Thomas Woods, an executive vice president of retail properties at Colliers International, said one key difference between today’s real estate market and the market 20 years ago is that today’s isn’t as saturated with shopping centers. Rather than building huge projects on speculation, developers went forward only when they had enough commitments from retailers to fill store space, he said.
Woods added the Valley is a highly coveted area for retailers, so it should bounce back quickly when the market returns.
“We’re still in Phoenix,” he said. “To me, it’s a little bit like having beachfront property,” he said.
Bill Whiteside, vice president of property management for the Valley’s largest mall owner, Westcor, downplayed any threat related to more store closures.
He said Westcor will lose a few Mervyn’s and Circuit City stores.
“It’s really just new opportunity for us,” he said.
Whiteside pointed to Scottsdale Fashion Square, Fiesta Mall and Paradise Valley Mall, which all lost major anchor tenants after Macy’s acquired Robinsons-May.
Scottsdale Fashion Square replaced the Robinsons-May store with a Barneys, which is set to open in fall 2009, as well as 150,000 square feet of other retail space.

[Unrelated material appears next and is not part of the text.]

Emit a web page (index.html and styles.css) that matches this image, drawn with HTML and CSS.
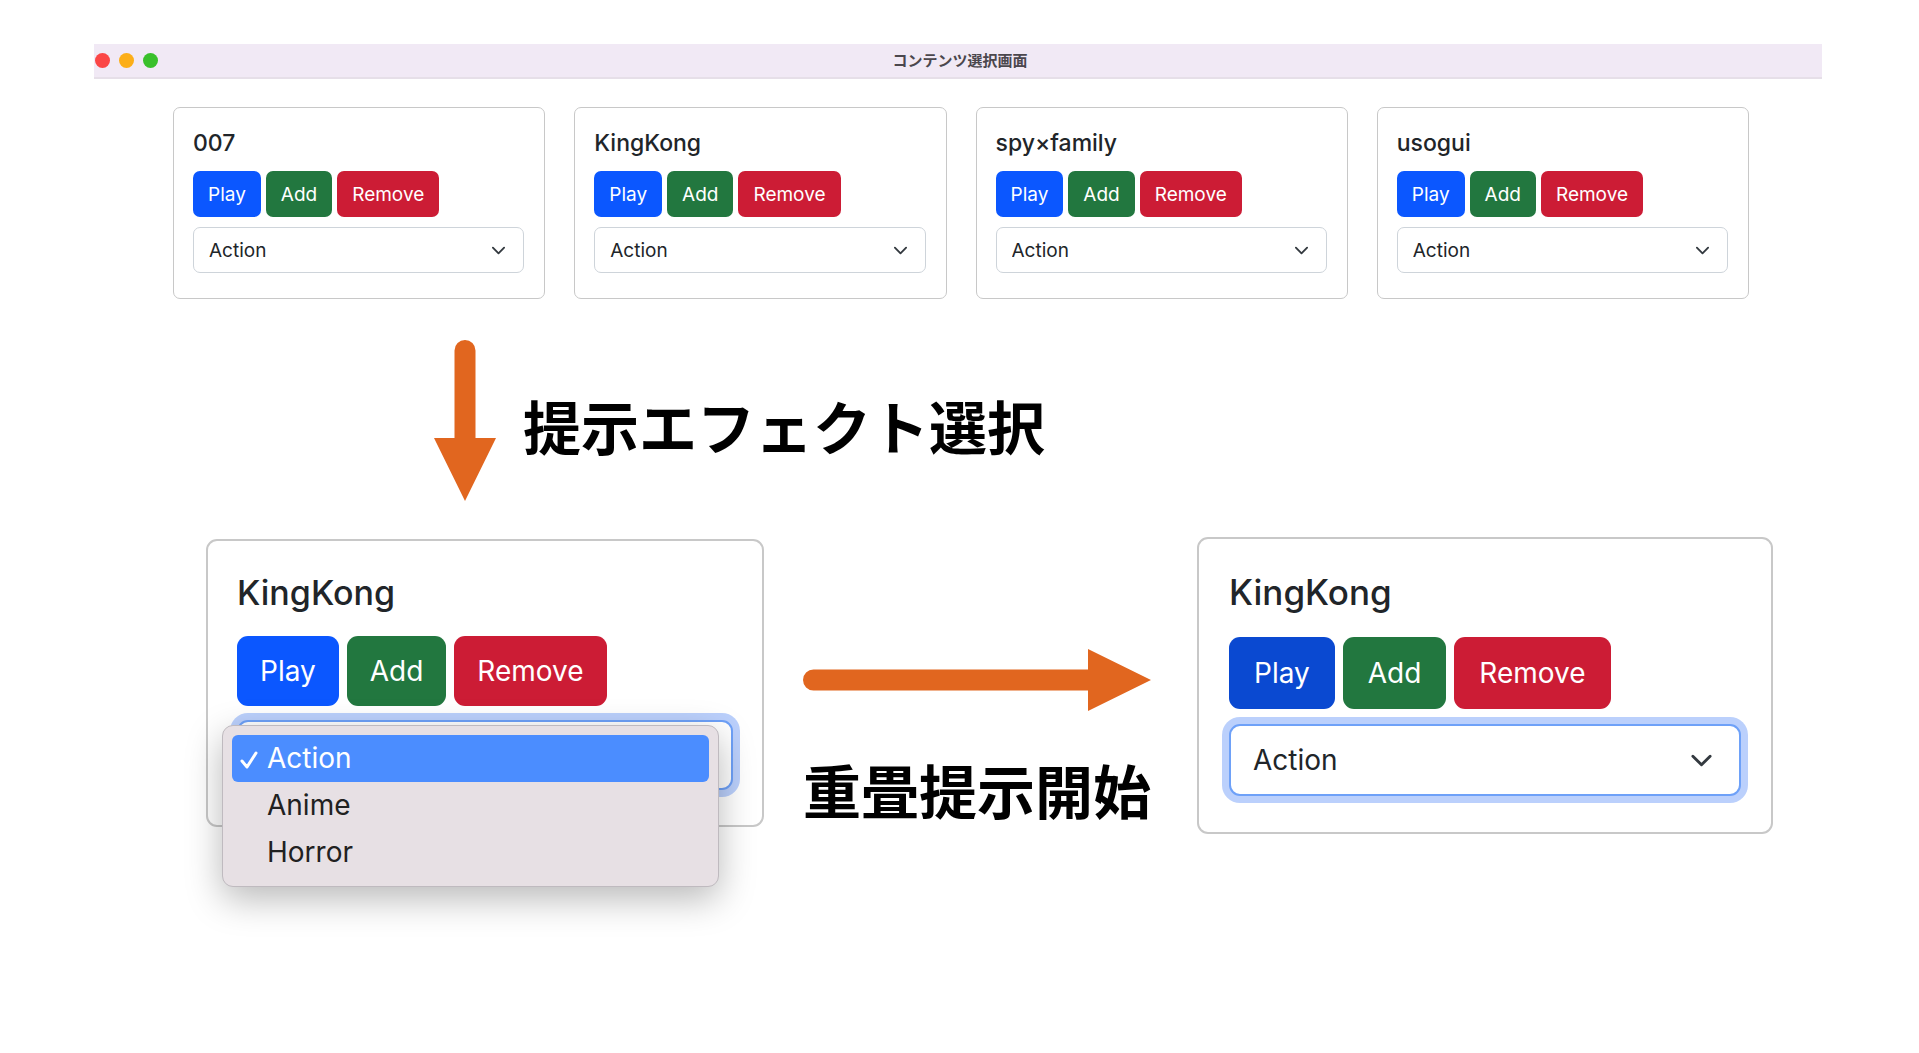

Paradise Valley Mall signed a lease with Costco and Fiesta Mall is constructing a Dick’s Sporting Goods store and Best Buy in the space left empty after Macy’s took over the old Robinsons-May store. Those retailers are expected to open in spring 2009.
This economic downturn and the wreckage it leaves in its wake will be no different, he said, downplaying all the doom and gloom.
“Each time there is this 'oh my gosh, what are we going to do’ attitude,” Whiteside said. “But there’s always a different way.”